Anyway, I removed the hack that allowed allocation of more stack space under linuxthreads in favor of the posix solutions, setrlimit(2) for the main thread and pthread_attr_setstacksize for the other threads. Unfortunately, this does not work for i386 glibc (it does for i686). Ah well...

party!

Party at my house on Friday (tomorrow)! Seriously, I live in Raleigh, NC, USA, as I know a number of you all do too. If you got nothing to do, come on by -- I think I'm going to get a keg of Greenshield's for this one... Send me an email (wingo at pobox dot com) for info.

gstreamer

Well, thomasvs, for better or for worse, switched the default scheduler in GStreamer over to the one that uses my new cothreads package. For the record, cothreads are a sort of low-level user-space thread that require manual scheduling, and are how exceptions and tail-recursion work.
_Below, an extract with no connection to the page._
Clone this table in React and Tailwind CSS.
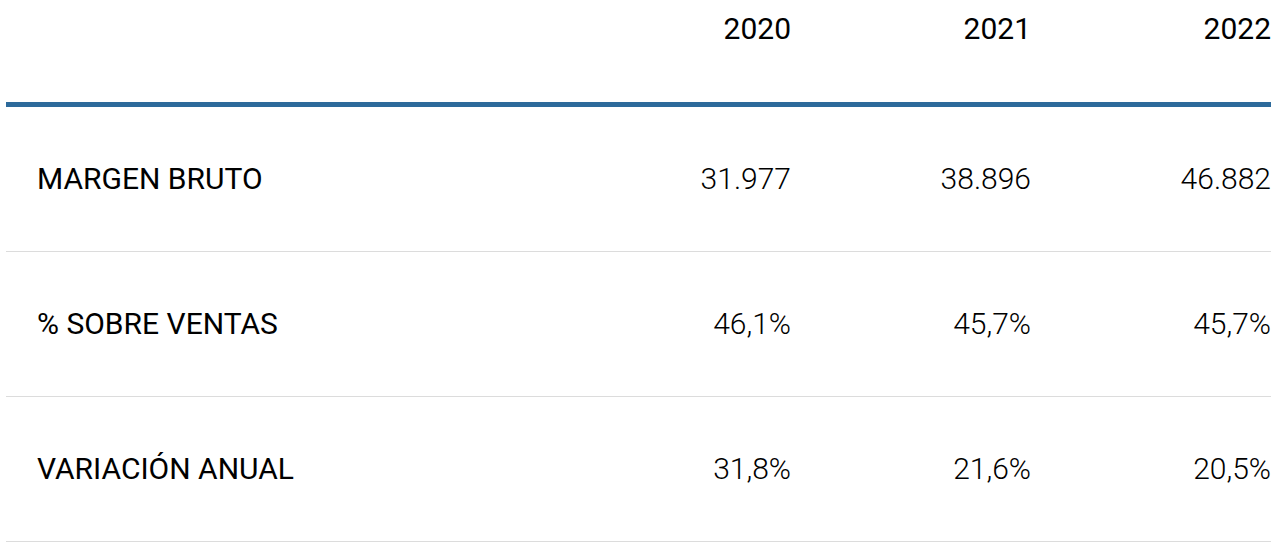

Sorta.

Anyway, it's been causing problems; for some reason it doesn't run on a lot of redhat boxen. An odd problem that I'm looking into, I haven't had it fail on my box in a long time. I suppose it's for the better, giving it the trial by fire. Who knows ;)

gst-editor

It actually runs pipelines now, and can do many neat things. Still some bugs to work out, though...

15 Jun 2002 (updated 15 Jun 2002 at 19:14 UTC) »

gst-editor

Lately I've been working on GStreamer's graphical pipeline editor. It was bitrotten for over a year, and I'm bringing it up to speed with Gnome 2 and current GStreamer. It's a classical boxes-and-wires editor with a canvas, similar to pd, glame, amsynth, alsa modular synth, spiral synth modular, etc -- but with a few differences. First, the underlying pipeline technology is already in place, it's just a question of UI hacking. Second, it can handle many media types, as many as GStreamer can. Also, it's a Gnome app, that I hope can be made very usable and intuitive.

Anyway, I've been working on it recently. It still can't connect elements, but here's a current screenshot -- the property view/control is fully MT-safe and MVC-designed which is nice. I'm saying all this because this is a great project, with lots of possibilities, and I could use some help. I can get it done on my own, but it's an easy project to get started with, with lots of positive feedback.

Just to mention a few of the possible applications of the editor:

  • Graphically construct pipelines for testing before coding them in C
  • Save pipelies to XML and load them up in applications, à la libglade
  • Add a command line option to GStreamer that would dlopen the editor libraries, if possible, and display a canvas that could view and control the pipelines of *any* GStreamer app, in real-time (an idea of thomasvs)

Those are just some of the more exciting possibilities. So if you're looking for a project to hack a bit on, any help would certainly be appreciated.